I love working with adult leaders. In our ministry, they are the backbone of our process of discipleship. We have people serving in all capacities, from those who keep up with registrations for the latest mission trip, to those who clean up pizzas at the end of a meeting, to those who will teach middle school girls how to walk faithfully with God.
One of the greatest exhilarations is to see a leader succeeding in his or her service. It energizes me to hear stories of adult leaders having a positive impact on our youth, because I know that I’m not the bottleneck and others are joining in this service to God. So I want to do my best to serve them well, equip them, and help them grow in leadership. Here are three ways I try to do that.
Give encouragement often. I go through phases of remembering to do this. Speaking as a young leader, it is very important for a young leader to know when he or she is hitting the mark. And beyond this, it is important for a leader to encourage those he serves in their faithfulness and devotion to God, to “exhort one another, as long as it is called ‘today'” (Heb. 3:13, ESV).

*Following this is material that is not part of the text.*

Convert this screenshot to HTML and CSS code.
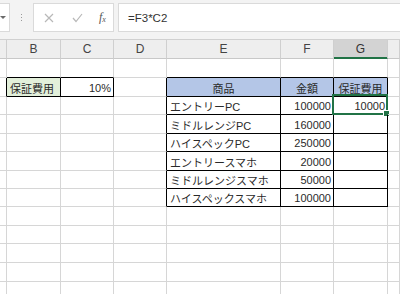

Let them lead. This almost goes without saying, that if you have people who you want to lead, you must let them. But it can be easy to get in the way of this by taking over projects or roles after you’ve delegated them, or even by failing to give away leadership, leaving your leaders to just stand by idly. If you want leaders to lead, let them, and being willing to let them fail.
Clarify expectations. One big way you can prevent failure in your leadership is by clarifying what you want them to accomplish. If you have leaders for your big group meeting, give them specific guidance. Instead of telling them to mingle, tell them to “meet five kids and learn their names, then sit with them during the service and ask them what they thought after service.” The more specific you can get, the better your leaders will be able to fulfill your expectations.
As a side note, clarifying expectations is one of those things I learned to do after trial and error. The sad truth is that I failed to set expectations for our leaders, and because of it, saw many adults try to work with teens, fail to get connected, and then walk away to another ministry. In the end, it was my failure to equip them effectively.